There are also two SD/SDHC/SDXC card ports, with the second port compatible with Flu cards to allow wireless shutter release and image transfer and via a smartphone.
Build and handling
Pentax has used the same design and control layout for the 645Z as it did for the 645D, so those upgrading will find the transition pretty smooth. The body is covered fairly liberally with controls that give a quick route to key features such as sensitivity, white balance and exposure compensation.
However, there's a limited number that can be customised to access alternative features, just the RAW button on the top-left of the camera and the (LCD) Illumination button. The RAW button is intended to allow users to switch quickly from shooting JPEG images to raw files, or from raw files to simultaneous raw and JPEG capture. I find it hard to imagine that many medium format camera users would want to move away from raw files in many situations. Fortunately, this button can be set to Optical Preview (depth of field preview) or Digital Preview. Digital Preview captures an image at the selected settings for examination on the camera's screen, but it isn't written to the card.
The Illumination button can be used to trigger a compatible flashgun to emit a modelling flash or a test flash. Meanwhile the AF button can be set to allow back-button focusing, where the AF function is removed from the shutter release and the Preview Dial around the shutter release can be used to access Optical or Digital Preview.
There are however, three User mode settings can be saved for access via the main mode dial. It's also possible to save a new name for each User setting to help remind you of the key features. However, this name is only shown briefly on the main screen after turning to the option on the mode dial and it isn't displayed on the information screen that appears when OK is pressed – the original name, User1, User2 or User3, is shown instead. I suspect this could be rectified by a firmware upgrade.
Like the 645D, the 645Z has seals that make it weather and dust resistant. It also has the same deep grip and, despite its larger size and relatively heavy weight (over 1.5Kg without a lens), it feels comfortable in the hand. It really is feasible to use this camera hand-held, and thanks to its impressive sensitivity range it is possible that this camera will be used so more than any other digital medium format camera.
I used the camera with a weather resistant lens mounted for about 30 minutes in persistent drizzle and didn't encounter any problems. Despite the water on the grip and covering the buttons and dials it continued to function correctly, and I was able to keep a good grip on it.
At first glance it may seem that those with small hands may struggle to adjust some settings on the camera, but rather than needing to press a button while simultaneously scrolling a dial, most adjustments can be made either with a single press to select the desired option and then using a dial or repeated pressing of a button.
As the user interface is fairly similar to that of Pentax's K-series cameras it's very easy to get to grips with the 645Z, and even those who have never used a medium format camera before will soon feel comfortable using it. That said, the menu looks very dated.

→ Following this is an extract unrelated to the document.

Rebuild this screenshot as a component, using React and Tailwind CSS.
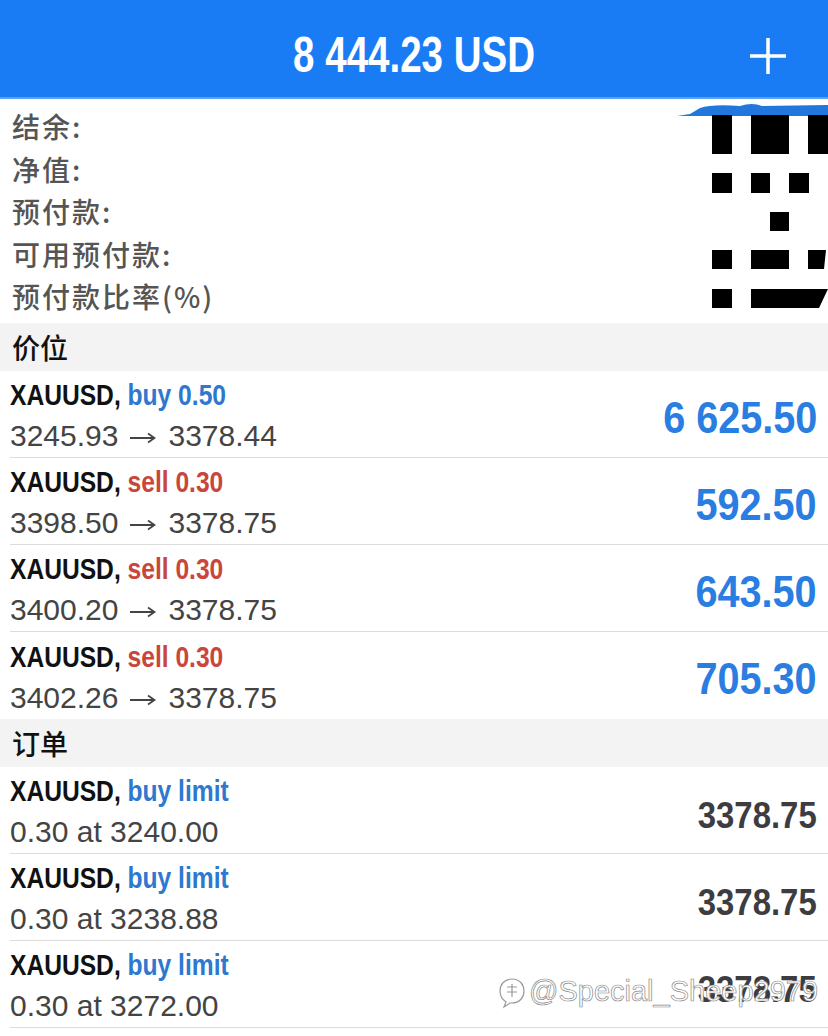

Although there are 27 individually selectable AF points, they are all clustered quite close to the centre of the image frame, so the focus-and-recompose technique comes in handy on many occasions with off-centre subjects.
Being an SLR, the 645Z has a reflex mirror that lifts to allow an exposure to be made. Naturally this is quite a large unit and, while it's not quite the door-slam of some medium format models, you are certainly aware of its movements. It's helpful that it's possible to set mirror lock-up mode directly via a switch on the side of the camera, as this is likely to be used for studio work.
The viewfinder is large and bright, but with 98% coverage it doesn't quite display the whole image and you can expect to find the odd extra inclusion around the edges of the frame on occasion. The LCD screen is also clear and provides a detailed view, whether composing using Live View mode or reviewing images. The fact that the screen tilts is especially useful when composing images on a tripod in the studio or when out shooting landscapes.
It's also helpful that the screen's display can be set to rotate to make it easier to read when shooting in upright format.
While the screen provides a clear view indoors, it is much harder to see outside on the default settings. Pushing the brightness value to the maximum helps, but you'll need to check the histogram to be sure that the image is correctly exposed.